WARNING: Borderline whiny post ahead due to exhaustion.
I’m not sure how to balance my life right now.
I am trying my best to put all that I have into teaching my class.
I am spending tomorrow morning with my staff at a retreat. Saturday mornings are always when I try to “catch up on life.”
I am signing up for a college reading class I have to take to get my Professional Teaching Certificate.
I have to double up on the amount of physical therapy sessions I am doing because my hip is giving me fits.
I am working so many hours putting together an event for charity. (Will reveal soon. I pinky swear).
I am having trouble sleeping.
I did not keep up on the amount of home rehab I needed to do this week.
I am failing at keeping my website updated.

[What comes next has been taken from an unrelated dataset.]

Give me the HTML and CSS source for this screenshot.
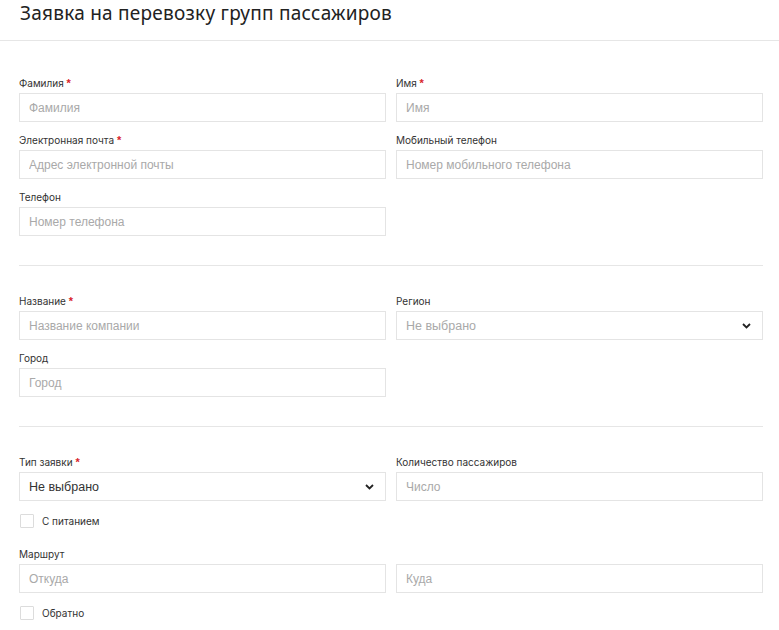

I have so many emails I need to answer.
My principal wants to send me to an upcoming weekend reading conference, which is exciting, but I just don’t know if my body can handle it. Weekends mean recovery for me. I hate having to admit that to her.
My heart rate has been really high. My blood pressure has been super low.
I have been super POTSy.
I’m crashing. I can feel it. I know I need to listen to my body, but I am not sure how, with everything that needs to get done.
I have brought a lot of this on myself. I know I have. I also know that it doesn’t help that I am a control freak and like to do things myself.
I know it will all get done. But tonight everything seems too much to handle.
First and foremost, I need a good night’s sleep.
That would make a huge difference in making life seem more manageable.